Friday, September 29, 2006

Can The President Now Legally Send A Senator To Gitmo?

I think so.

I believe I am correct in thinking that a "proper" military tribunal or other court able to decide on whether American citizens can be shanghaied under the detainee bill only has to be approved by Congress once. Certainly law professor Marty Lederman thinks so.

If so, then given an approval for an easy test case on some guy like Padilla, that same court can then continue to blithely designate other Americans to be "enemy combatants" and its off to Gitmo they go. Its legal, the law is there now.

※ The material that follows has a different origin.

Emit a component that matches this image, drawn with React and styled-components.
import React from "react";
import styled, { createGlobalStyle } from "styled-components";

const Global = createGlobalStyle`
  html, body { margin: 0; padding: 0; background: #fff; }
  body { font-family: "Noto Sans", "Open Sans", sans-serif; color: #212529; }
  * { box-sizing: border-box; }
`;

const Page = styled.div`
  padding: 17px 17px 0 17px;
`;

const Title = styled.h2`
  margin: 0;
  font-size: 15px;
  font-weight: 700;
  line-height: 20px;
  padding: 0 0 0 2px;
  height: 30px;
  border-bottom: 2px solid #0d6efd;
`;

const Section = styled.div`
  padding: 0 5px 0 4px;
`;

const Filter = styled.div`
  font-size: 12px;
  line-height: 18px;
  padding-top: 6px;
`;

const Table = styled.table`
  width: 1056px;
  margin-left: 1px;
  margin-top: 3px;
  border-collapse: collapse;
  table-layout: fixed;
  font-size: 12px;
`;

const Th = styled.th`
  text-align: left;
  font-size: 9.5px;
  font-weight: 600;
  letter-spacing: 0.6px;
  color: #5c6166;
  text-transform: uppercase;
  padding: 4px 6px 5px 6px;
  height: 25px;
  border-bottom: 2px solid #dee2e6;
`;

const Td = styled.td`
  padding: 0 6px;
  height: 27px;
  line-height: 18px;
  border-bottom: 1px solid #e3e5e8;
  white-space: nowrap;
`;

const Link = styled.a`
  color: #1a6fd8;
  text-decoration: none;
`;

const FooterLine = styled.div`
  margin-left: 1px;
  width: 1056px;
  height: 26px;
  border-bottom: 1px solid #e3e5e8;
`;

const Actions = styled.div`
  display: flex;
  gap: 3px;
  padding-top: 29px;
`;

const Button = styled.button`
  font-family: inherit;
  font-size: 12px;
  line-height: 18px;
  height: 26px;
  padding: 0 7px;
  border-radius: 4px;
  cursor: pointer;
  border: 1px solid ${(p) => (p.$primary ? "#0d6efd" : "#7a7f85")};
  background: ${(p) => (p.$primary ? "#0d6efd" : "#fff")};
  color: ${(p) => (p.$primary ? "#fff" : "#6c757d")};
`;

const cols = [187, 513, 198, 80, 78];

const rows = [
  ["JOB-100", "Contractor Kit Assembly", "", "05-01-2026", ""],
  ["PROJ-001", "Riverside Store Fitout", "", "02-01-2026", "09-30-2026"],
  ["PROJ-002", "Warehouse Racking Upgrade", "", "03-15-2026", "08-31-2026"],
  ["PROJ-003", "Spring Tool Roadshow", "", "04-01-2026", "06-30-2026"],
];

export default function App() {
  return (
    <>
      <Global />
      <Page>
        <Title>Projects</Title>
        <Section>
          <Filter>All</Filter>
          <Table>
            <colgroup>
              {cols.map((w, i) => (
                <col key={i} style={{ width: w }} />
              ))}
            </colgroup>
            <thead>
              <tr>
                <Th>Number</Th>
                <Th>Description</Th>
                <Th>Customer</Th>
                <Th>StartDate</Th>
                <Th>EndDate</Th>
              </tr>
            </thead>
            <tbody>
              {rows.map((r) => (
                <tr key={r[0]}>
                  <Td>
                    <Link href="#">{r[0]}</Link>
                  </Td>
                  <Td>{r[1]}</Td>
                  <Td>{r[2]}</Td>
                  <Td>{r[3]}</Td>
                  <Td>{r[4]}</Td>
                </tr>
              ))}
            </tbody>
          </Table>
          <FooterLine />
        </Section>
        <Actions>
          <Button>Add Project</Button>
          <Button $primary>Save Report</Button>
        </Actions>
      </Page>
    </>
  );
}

NYTimes journalists, leaking whistleblowers, liberal bloggers - the lot.

In fact, given the uber-right's penchant for calls of Dem "traitors" and "aiding the terrorists", how long do you think it will be before the ominous phrase "purposefully and materially supporting hostilities" is deliberately used by some puppet pundit or administration official to describe a Dem Senator or Congressman who speaks up against any part of Bush's plans?

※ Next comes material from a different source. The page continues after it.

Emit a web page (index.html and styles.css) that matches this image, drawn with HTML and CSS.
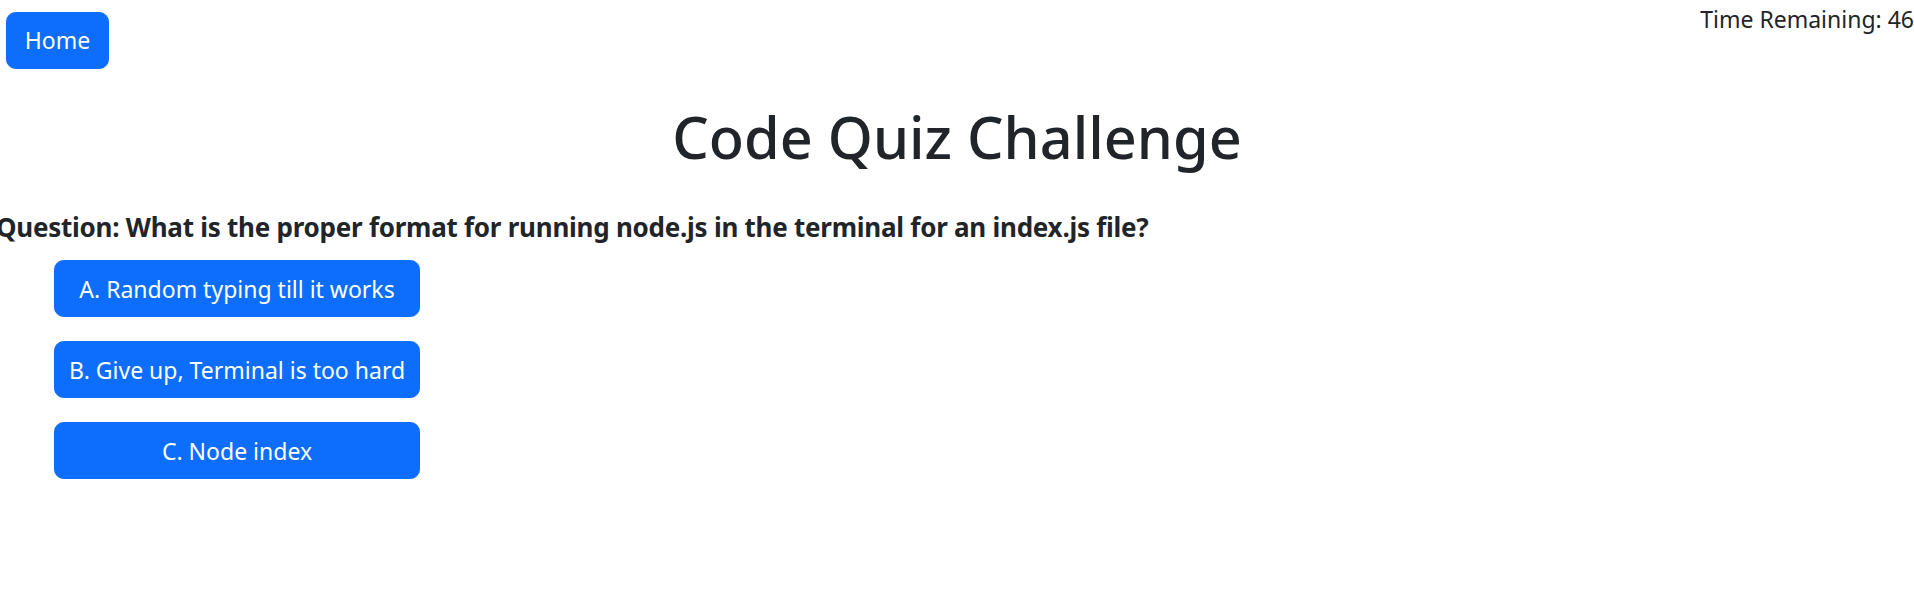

Our political leaders have presided over passing a bill that allows the President to put any one of them in the Gulag, no arguments and no appeals - and it would all be legal! Sure, there would be an outcry from the Left but that's all - the GOP aren't going to turn around and demand that Bush return someone detained legally as an "enemy combatant" in the war in terror and it isn't the kind of thing likely to start a civil war, as Germans of the 30's will attest.

Not just Bush, by the way - any President. Suppose Hilary were next, how safe would Hastert or Frist feel?

Although to be honest, I figure the odds of there actually being elections in '08 are now about 50% and dropping fast. Perhaps Rep. Ron Paul (R-Tx) had it right last year when he warned that Bush is setting the U.S. up for martial law, using whatever happens to be the most convenient excuse. Rep. Paul was one of the few Republicans who voted against the detainee bill and I salute him for that.